__Provided data__.
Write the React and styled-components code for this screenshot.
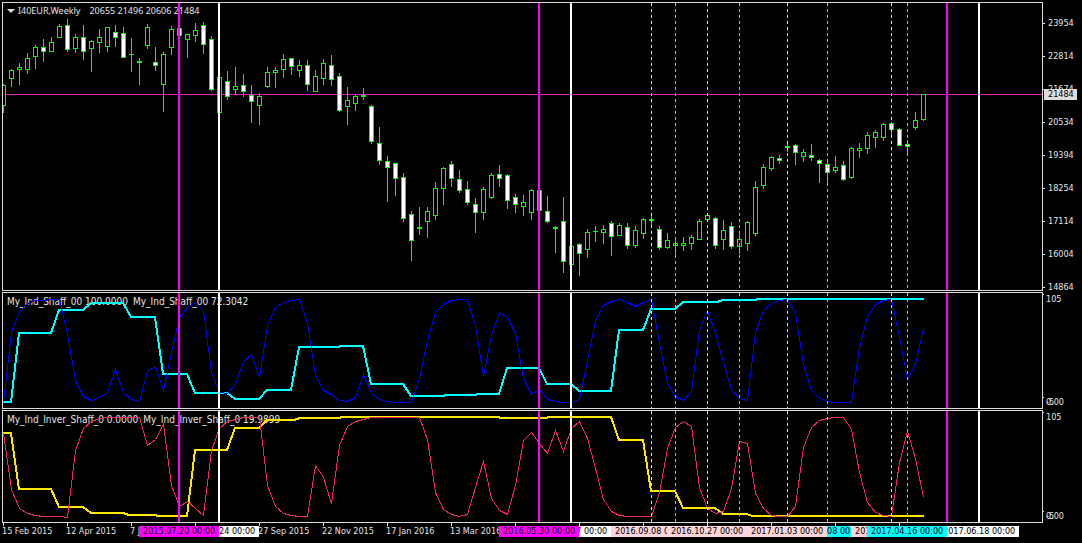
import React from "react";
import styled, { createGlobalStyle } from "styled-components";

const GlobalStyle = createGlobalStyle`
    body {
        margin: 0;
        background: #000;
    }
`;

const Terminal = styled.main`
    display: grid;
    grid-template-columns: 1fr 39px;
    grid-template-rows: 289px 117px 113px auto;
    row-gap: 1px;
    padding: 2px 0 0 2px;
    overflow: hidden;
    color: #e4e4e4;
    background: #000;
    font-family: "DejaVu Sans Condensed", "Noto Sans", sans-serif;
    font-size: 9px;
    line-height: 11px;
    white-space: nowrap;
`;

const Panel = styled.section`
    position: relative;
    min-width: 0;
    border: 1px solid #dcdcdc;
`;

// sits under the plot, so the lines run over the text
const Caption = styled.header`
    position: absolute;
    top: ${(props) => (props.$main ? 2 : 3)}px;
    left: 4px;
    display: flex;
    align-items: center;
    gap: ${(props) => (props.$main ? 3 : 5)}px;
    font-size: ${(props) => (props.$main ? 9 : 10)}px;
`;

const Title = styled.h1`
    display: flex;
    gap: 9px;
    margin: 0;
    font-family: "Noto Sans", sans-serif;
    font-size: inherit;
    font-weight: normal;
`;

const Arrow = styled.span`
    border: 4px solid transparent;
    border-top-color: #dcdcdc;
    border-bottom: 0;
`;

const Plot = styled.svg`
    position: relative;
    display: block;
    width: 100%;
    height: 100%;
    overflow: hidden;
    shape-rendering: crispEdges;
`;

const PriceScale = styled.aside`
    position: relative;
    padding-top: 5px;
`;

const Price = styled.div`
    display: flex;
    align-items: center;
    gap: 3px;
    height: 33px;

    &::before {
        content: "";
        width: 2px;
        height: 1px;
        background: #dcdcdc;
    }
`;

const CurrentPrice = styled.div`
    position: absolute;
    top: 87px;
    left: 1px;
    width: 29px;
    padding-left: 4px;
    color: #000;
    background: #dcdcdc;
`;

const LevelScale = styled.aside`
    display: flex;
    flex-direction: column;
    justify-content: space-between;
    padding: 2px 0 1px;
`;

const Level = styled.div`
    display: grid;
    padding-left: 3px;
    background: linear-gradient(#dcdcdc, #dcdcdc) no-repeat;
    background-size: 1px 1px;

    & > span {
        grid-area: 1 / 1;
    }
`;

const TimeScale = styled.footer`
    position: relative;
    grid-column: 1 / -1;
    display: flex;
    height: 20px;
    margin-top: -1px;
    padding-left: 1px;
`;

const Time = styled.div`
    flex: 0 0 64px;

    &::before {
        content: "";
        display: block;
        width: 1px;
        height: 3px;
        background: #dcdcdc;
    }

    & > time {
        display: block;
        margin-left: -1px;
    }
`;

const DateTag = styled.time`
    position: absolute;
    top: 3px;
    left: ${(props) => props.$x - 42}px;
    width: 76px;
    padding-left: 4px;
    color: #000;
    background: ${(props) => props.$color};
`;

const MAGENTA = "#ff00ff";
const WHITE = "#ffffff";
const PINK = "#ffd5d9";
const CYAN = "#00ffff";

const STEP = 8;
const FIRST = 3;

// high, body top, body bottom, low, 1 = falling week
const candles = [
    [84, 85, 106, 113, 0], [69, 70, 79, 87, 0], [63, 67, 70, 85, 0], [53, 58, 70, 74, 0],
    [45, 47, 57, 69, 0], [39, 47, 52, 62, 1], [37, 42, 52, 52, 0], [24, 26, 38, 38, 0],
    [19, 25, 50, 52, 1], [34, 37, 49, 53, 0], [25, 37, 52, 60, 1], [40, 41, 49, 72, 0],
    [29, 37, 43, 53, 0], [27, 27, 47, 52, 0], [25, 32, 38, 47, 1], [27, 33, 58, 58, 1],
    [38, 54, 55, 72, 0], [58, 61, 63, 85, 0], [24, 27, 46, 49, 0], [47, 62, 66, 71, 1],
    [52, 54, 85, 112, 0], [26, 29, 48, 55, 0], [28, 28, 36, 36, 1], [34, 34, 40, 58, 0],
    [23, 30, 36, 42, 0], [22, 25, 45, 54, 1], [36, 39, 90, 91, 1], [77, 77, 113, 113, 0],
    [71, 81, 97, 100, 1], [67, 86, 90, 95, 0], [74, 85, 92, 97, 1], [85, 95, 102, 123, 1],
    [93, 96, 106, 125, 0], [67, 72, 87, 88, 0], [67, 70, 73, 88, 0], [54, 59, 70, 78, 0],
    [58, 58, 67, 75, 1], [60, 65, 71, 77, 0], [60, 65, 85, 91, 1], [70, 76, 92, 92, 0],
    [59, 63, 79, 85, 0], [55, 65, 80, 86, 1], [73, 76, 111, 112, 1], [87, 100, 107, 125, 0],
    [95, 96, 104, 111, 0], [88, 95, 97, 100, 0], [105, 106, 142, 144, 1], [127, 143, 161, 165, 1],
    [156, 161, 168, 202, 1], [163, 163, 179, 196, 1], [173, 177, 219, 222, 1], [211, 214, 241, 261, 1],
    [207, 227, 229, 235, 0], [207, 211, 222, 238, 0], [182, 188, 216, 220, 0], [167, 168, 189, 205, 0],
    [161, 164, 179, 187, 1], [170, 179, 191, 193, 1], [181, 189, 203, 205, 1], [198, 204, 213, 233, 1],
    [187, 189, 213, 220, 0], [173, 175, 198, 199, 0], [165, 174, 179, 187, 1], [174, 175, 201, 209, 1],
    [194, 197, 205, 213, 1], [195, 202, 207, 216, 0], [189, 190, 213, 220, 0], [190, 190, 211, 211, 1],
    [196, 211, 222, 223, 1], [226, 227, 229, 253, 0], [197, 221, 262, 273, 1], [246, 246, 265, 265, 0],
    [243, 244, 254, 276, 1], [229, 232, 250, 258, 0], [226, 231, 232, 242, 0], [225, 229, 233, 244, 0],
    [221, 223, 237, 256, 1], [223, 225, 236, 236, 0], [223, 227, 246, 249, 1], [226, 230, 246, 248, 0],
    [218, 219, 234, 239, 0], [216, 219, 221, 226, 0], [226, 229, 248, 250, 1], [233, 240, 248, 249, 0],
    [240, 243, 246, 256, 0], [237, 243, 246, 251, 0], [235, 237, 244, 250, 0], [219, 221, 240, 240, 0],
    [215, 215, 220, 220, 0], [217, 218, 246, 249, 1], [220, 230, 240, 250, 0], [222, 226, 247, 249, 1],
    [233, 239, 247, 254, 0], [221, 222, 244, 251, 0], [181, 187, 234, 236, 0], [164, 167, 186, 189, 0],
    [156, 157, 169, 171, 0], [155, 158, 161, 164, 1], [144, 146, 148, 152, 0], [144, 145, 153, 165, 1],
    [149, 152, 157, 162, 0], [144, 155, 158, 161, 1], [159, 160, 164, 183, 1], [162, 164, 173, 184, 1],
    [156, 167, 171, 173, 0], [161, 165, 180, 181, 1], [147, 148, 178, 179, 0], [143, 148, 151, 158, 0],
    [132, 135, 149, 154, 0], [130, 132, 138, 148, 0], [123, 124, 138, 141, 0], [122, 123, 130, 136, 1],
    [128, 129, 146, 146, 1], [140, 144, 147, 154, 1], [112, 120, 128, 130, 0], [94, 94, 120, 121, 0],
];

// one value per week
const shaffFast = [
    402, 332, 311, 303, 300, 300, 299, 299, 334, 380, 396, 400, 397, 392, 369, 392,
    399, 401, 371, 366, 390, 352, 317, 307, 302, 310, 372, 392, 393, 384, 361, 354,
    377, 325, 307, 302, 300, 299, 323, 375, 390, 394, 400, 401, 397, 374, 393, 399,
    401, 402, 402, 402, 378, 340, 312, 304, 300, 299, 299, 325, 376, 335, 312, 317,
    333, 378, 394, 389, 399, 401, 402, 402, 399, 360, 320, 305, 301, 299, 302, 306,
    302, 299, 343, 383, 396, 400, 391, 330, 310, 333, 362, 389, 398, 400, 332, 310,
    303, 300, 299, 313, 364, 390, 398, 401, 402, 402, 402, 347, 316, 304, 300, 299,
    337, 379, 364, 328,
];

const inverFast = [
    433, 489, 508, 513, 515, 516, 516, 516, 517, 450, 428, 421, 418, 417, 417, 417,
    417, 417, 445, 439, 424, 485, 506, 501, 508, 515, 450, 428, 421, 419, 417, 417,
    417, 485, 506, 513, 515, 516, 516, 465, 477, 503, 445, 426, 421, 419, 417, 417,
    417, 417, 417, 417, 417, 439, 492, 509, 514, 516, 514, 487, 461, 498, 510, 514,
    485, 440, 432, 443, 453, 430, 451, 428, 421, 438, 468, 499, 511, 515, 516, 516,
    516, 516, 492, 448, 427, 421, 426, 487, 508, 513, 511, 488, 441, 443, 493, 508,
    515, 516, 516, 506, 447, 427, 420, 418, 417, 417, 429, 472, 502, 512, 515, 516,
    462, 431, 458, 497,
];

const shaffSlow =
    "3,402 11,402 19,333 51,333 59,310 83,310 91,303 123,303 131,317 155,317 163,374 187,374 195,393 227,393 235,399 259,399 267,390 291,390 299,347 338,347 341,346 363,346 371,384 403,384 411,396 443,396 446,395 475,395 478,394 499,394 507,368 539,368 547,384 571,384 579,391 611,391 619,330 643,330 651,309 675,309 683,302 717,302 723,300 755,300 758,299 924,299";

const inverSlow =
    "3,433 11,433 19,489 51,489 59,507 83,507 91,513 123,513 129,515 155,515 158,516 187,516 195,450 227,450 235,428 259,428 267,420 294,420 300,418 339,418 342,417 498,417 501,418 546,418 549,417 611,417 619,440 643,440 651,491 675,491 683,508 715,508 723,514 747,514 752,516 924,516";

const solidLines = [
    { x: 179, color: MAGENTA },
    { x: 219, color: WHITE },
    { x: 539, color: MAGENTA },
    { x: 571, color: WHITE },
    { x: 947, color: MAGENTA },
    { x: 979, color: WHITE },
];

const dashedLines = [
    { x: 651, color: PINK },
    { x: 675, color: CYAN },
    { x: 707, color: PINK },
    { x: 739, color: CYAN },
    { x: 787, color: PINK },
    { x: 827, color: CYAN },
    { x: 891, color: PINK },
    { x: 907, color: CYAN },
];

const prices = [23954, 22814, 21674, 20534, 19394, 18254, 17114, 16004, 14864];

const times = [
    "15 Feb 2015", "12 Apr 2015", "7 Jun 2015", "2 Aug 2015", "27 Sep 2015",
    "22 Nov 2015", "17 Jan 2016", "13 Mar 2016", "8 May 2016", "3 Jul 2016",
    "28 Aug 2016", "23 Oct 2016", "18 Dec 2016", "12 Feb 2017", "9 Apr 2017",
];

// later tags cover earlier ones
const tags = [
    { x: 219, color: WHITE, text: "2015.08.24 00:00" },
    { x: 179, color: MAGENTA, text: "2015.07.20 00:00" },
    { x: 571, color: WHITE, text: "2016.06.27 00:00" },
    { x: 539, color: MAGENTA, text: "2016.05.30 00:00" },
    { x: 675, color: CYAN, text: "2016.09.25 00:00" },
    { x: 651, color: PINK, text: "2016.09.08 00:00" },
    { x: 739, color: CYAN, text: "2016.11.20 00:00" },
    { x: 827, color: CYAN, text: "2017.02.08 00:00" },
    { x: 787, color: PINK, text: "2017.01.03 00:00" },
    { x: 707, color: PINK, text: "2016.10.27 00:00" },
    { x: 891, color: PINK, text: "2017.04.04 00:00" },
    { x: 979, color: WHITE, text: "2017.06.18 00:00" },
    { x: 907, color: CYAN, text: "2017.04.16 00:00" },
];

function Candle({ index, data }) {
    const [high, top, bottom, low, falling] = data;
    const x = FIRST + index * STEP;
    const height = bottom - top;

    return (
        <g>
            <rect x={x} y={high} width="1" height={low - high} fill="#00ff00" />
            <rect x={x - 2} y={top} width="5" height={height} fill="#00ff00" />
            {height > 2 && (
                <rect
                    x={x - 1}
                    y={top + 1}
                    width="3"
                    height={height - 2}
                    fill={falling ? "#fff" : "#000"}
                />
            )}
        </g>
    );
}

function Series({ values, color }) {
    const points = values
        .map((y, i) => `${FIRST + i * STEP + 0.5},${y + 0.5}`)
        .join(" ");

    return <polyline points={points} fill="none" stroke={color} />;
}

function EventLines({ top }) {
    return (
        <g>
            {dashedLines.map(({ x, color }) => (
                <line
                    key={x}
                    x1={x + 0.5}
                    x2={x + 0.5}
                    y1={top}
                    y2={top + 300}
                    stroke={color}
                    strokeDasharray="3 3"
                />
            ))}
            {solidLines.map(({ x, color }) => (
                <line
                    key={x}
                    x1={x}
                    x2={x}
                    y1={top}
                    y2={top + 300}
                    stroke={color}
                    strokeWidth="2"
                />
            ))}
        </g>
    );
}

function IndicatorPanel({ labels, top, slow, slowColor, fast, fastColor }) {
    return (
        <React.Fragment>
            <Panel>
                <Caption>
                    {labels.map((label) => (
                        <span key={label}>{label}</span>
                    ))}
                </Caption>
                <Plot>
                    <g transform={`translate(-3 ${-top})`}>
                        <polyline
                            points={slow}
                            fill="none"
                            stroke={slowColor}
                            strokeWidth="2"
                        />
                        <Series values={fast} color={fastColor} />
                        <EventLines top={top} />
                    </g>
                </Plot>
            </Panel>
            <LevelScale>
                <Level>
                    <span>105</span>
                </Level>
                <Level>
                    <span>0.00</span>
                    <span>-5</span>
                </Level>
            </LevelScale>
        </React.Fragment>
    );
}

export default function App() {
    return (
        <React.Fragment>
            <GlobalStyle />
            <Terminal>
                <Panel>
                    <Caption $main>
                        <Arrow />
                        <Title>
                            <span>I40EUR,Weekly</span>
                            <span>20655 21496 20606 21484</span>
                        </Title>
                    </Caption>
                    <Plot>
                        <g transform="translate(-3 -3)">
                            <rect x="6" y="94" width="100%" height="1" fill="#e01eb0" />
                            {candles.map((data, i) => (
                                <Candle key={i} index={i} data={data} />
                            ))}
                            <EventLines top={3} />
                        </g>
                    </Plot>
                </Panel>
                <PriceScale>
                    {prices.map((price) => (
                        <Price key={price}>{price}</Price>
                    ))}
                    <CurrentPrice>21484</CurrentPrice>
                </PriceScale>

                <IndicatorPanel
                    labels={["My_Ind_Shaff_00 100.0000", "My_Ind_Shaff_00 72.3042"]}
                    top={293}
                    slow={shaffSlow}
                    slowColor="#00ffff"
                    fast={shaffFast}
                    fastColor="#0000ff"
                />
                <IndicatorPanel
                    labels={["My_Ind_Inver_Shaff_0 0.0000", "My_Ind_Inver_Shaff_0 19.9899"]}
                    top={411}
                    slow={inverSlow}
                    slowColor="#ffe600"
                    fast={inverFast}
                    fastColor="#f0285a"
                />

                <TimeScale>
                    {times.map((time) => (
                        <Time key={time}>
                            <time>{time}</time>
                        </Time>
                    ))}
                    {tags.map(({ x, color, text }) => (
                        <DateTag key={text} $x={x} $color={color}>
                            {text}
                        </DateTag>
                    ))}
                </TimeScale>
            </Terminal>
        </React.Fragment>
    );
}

__Direction__.
Look for the word "components" in every line of the listing and copy the lines that have it.

__Exercise result__.
Write the React and styled-components code for this screenshot.
import styled, { createGlobalStyle } from "styled-components";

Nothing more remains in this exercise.